I doodled this in just a few minutes this morning, using my non-dominant (in my case, left,) hand—have you tried this? It works surprisingly well. There are even some popular books about drawing this way. It’s like your brain (i.e. the ego) tries to control what you’re doing, but because your non-dominant hand isn’t used to the task at all, it ignores the brain’s ideas of what the drawing should look like, and just draws what the eye can see. You have less expectations, drawing this way, too—hence you are more relaxed, more open to happy accidents, more accepting of your own work. Whenever I draw this way, I end up with a drawing that is less self-conscious, less what I think the subject looks like and more like the actual subject—it’s from a photo plus some pressed specimens of , I think, some wild Cineraria spp. that grew weed-like and vigorously at Silaga (El Nido, Palawan).

Also finished two more Allium journals, books 895 and 896, which I promptly uploaded to my etsy and madeit shops.

Book 895 is a bit pale, all soft and pastel-ey, at least in reality. The photos I took don’t do it justice—this dark, bruised-sky weather makes photographing things in ‘natural light’ a pain in the ass…so these flowers are probably still a touch over-saturated, the actual journal is softer, gentler.

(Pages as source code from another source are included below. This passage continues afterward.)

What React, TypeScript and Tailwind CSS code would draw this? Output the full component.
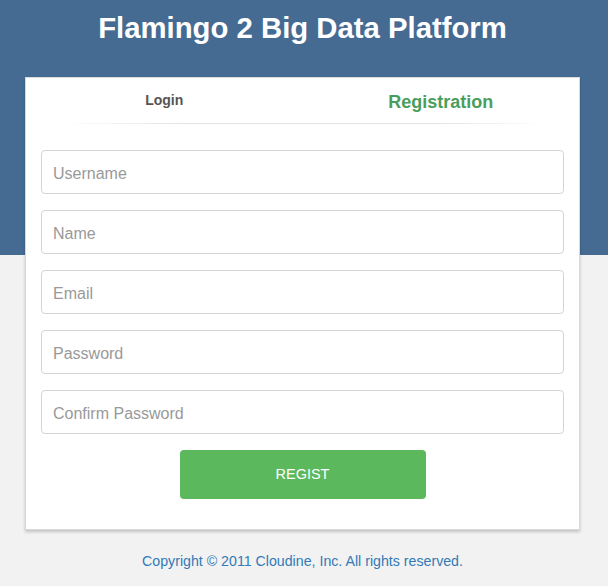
import React from 'react';

const fields = ['Username', 'Name', 'Email', 'Password', 'Confirm Password'];

export default function App() {
  return (
    <div className="min-h-[586px] w-full bg-[linear-gradient(to_bottom,#466b93_0,#466b93_255px,#f2f2f2_255px)] font-['Liberation_Sans',Arial,sans-serif]">
      <div className="flex w-[605px] flex-col items-center">
        {/* Header */}
        <h1 className="mt-[10px] text-[29.3px] font-bold leading-[36px] text-white">
          Flamingo 2 Big Data Platform
        </h1>

        {/* Card */}
        <div className="mt-[31px] w-[555px] border border-[#d9d9d9] bg-white shadow-[0_2px_3px_rgba(0,0,0,0.2)]">
          <div className="flex h-[45px]">
            <div className="flex flex-1 items-center justify-center text-[14px] font-bold text-[#555]">
              Login
            </div>
            <div className="flex flex-1 items-center justify-center pt-[3px] text-[18px] font-bold text-[#4a9e5c]">
              Registration
            </div>
          </div>
          <div className="mx-[36px] h-px bg-[linear-gradient(to_right,rgba(229,229,229,0),#e3e3e3_25%,#e3e3e3_78%,rgba(229,229,229,0))]" />

          <div className="flex flex-col gap-4 px-[15px] pt-[26px] pb-[30px]">
            {fields.map((f) => (
              <input
                key={f}
                type={f.includes('Password') ? 'password' : 'text'}
                placeholder={f}
                className="h-[44px] w-full rounded-[4px] border border-[#d4d4d4] px-[11px] pt-[3px] text-[16px] text-[#555] placeholder:text-[#999] focus:outline-none"
              />
            ))}
            <button className="mx-auto h-[49px] w-[246px] rounded-[4px] bg-[#5cb85c] text-[14.5px] text-white">
              REGIST
            </button>
          </div>
        </div>

        {/* Footer */}
        <p className="mt-[21px] text-[14.2px] leading-[20px] text-[#337ab7]">
          Copyright © 2011 Cloudine, Inc. All rights reserved.
        </p>
      </div>
    </div>
  );
}
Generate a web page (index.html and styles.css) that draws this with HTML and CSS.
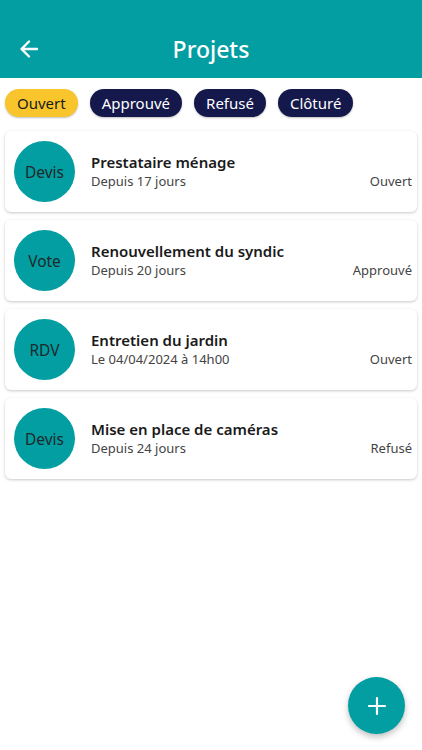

Book 896 came out a bit better, taken today during a brief lull when a hole opened up in the clouds and some watery, thin sunlight came through. The colors on this one really do look like this: more saturated, the stencilled leaves are shades of bluey-green with hints of metallic paint, and the flowers look like lollipops.

I’m trying to get things set up so that it doesn’t take me a fortnight to make a couple of journals…but I don’t like cutting corners, either, so hmm, yes, in a bit of a dilemma. I’ll never manage to support myself at this rate! The embroidery is the bottleneck, I realize, but without the embroidery, they really aren’t Allium flowers at all. 😦 So until I find a solution that makes everybody mostly happy, I’ll stick to what I know…so back to the steely silence of the embroidery hoop in the corner!

When I was young, and in my prime,
You see how well I spent my time;
And by my stitches you may see
What care my parents took of me…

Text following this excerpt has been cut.